◆ **REQUIRED WORK**:
Please transcribe the listing below in full and word for word, without its pictures.

◆ **DATA SECTION**:
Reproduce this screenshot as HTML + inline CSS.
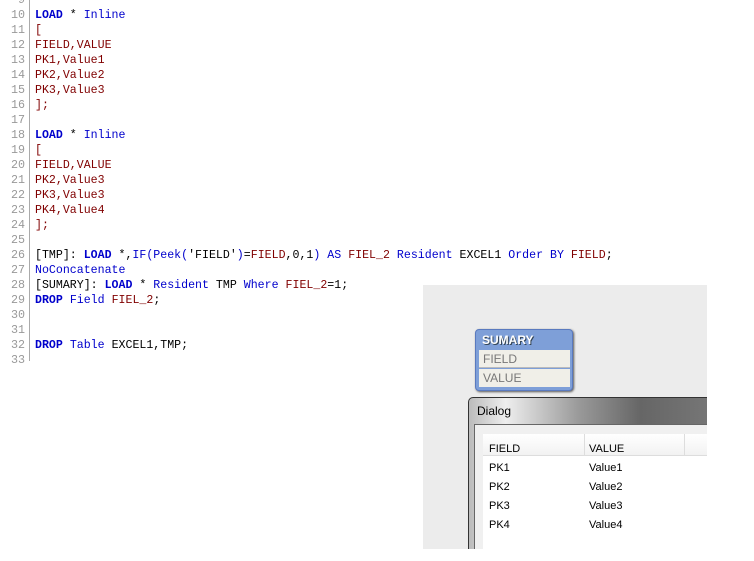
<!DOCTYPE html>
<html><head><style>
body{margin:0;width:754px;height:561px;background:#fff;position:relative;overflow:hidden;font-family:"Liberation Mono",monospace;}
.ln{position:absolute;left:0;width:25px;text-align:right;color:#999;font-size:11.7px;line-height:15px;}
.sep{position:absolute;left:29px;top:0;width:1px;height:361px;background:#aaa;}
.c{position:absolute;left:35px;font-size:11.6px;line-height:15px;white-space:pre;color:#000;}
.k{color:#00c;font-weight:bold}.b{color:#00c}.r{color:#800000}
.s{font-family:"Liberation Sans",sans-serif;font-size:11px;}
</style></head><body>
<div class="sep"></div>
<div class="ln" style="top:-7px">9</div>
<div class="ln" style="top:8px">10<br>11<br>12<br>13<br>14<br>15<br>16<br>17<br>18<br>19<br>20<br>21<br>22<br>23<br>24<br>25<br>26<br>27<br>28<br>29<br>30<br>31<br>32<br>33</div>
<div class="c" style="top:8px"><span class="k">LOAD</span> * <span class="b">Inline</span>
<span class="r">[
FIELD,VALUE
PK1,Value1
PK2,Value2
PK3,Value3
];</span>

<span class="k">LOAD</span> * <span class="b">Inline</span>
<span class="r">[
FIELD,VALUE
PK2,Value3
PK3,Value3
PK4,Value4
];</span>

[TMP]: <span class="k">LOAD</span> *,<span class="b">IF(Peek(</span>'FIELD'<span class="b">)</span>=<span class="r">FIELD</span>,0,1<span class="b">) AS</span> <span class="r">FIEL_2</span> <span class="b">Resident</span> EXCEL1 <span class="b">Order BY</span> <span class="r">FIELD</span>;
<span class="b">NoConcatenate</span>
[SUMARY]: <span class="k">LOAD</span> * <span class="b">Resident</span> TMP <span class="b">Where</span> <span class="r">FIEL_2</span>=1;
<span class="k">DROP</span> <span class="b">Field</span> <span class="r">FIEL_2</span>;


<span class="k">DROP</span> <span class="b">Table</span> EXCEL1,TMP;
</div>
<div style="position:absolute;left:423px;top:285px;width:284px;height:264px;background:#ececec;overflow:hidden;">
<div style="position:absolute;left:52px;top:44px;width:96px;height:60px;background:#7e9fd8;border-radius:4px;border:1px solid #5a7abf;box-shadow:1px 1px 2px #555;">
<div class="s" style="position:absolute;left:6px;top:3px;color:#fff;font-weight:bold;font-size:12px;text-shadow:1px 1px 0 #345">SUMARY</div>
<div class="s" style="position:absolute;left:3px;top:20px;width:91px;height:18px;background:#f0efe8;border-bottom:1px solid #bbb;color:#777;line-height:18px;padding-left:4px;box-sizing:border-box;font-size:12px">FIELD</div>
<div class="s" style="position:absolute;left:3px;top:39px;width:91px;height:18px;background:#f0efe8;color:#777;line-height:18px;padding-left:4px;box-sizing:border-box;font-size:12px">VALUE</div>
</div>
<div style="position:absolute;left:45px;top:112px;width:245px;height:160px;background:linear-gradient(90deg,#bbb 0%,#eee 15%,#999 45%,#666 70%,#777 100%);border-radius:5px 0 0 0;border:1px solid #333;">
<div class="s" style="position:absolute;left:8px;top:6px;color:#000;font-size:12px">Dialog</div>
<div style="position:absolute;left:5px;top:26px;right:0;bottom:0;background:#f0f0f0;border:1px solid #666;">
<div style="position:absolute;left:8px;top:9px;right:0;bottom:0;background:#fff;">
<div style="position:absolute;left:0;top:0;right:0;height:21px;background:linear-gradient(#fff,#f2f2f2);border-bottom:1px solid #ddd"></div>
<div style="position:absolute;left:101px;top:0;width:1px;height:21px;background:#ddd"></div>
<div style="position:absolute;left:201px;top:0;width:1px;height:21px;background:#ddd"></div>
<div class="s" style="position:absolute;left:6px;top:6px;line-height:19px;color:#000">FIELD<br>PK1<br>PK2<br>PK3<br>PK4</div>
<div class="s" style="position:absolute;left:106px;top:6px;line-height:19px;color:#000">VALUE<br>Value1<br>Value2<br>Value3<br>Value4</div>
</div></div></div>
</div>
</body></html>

◆ **EXERCISE RESPONSE**:
Reproduce this screenshot as HTML + inline CSS.
<!DOCTYPE html>
<html><head><style>
body{margin:0;width:754px;height:561px;background:#fff;position:relative;overflow:hidden;font-family:"Liberation Mono",monospace;}
.ln{position:absolute;left:0;width:25px;text-align:right;color:#999;font-size:11.7px;line-height:15px;}
.sep{position:absolute;left:29px;top:0;width:1px;height:361px;background:#aaa;}
.c{position:absolute;left:35px;font-size:11.6px;line-height:15px;white-space:pre;color:#000;}
.k{color:#00c;font-weight:bold}.b{color:#00c}.r{color:#800000}
.s{font-family:"Liberation Sans",sans-serif;font-size:11px;}
</style></head><body>
<div class="sep"></div>
<div class="ln" style="top:-7px">9</div>
<div class="ln" style="top:8px">10<br>11<br>12<br>13<br>14<br>15<br>16<br>17<br>18<br>19<br>20<br>21<br>22<br>23<br>24<br>25<br>26<br>27<br>28<br>29<br>30<br>31<br>32<br>33</div>
<div class="c" style="top:8px"><span class="k">LOAD</span> * <span class="b">Inline</span>
<span class="r">[
FIELD,VALUE
PK1,Value1
PK2,Value2
PK3,Value3
];</span>

<span class="k">LOAD</span> * <span class="b">Inline</span>
<span class="r">[
FIELD,VALUE
PK2,Value3
PK3,Value3
PK4,Value4
];</span>

[TMP]: <span class="k">LOAD</span> *,<span class="b">IF(Peek(</span>'FIELD'<span class="b">)</span>=<span class="r">FIELD</span>,0,1<span class="b">) AS</span> <span class="r">FIEL_2</span> <span class="b">Resident</span> EXCEL1 <span class="b">Order BY</span> <span class="r">FIELD</span>;
<span class="b">NoConcatenate</span>
[SUMARY]: <span class="k">LOAD</span> * <span class="b">Resident</span> TMP <span class="b">Where</span> <span class="r">FIEL_2</span>=1;
<span class="k">DROP</span> <span class="b">Field</span> <span class="r">FIEL_2</span>;


<span class="k">DROP</span> <span class="b">Table</span> EXCEL1,TMP;
</div>
<div style="position:absolute;left:423px;top:285px;width:284px;height:264px;background:#ececec;overflow:hidden;">
<div style="position:absolute;left:52px;top:44px;width:96px;height:60px;background:#7e9fd8;border-radius:4px;border:1px solid #5a7abf;box-shadow:1px 1px 2px #555;">
<div class="s" style="position:absolute;left:6px;top:3px;color:#fff;font-weight:bold;font-size:12px;text-shadow:1px 1px 0 #345">SUMARY</div>
<div class="s" style="position:absolute;left:3px;top:20px;width:91px;height:18px;background:#f0efe8;border-bottom:1px solid #bbb;color:#777;line-height:18px;padding-left:4px;box-sizing:border-box;font-size:12px">FIELD</div>
<div class="s" style="position:absolute;left:3px;top:39px;width:91px;height:18px;background:#f0efe8;color:#777;line-height:18px;padding-left:4px;box-sizing:border-box;font-size:12px">VALUE</div>
</div>
<div style="position:absolute;left:45px;top:112px;width:245px;height:160px;background:linear-gradient(90deg,#bbb 0%,#eee 15%,#999 45%,#666 70%,#777 100%);border-radius:5px 0 0 0;border:1px solid #333;">
<div class="s" style="position:absolute;left:8px;top:6px;color:#000;font-size:12px">Dialog</div>
<div style="position:absolute;left:5px;top:26px;right:0;bottom:0;background:#f0f0f0;border:1px solid #666;">
<div style="position:absolute;left:8px;top:9px;right:0;bottom:0;background:#fff;">
<div style="position:absolute;left:0;top:0;right:0;height:21px;background:linear-gradient(#fff,#f2f2f2);border-bottom:1px solid #ddd"></div>
<div style="position:absolute;left:101px;top:0;width:1px;height:21px;background:#ddd"></div>
<div style="position:absolute;left:201px;top:0;width:1px;height:21px;background:#ddd"></div>
<div class="s" style="position:absolute;left:6px;top:6px;line-height:19px;color:#000">FIELD<br>PK1<br>PK2<br>PK3<br>PK4</div>
<div class="s" style="position:absolute;left:106px;top:6px;line-height:19px;color:#000">VALUE<br>Value1<br>Value2<br>Value3<br>Value4</div>
</div></div></div>
</div>
</body></html>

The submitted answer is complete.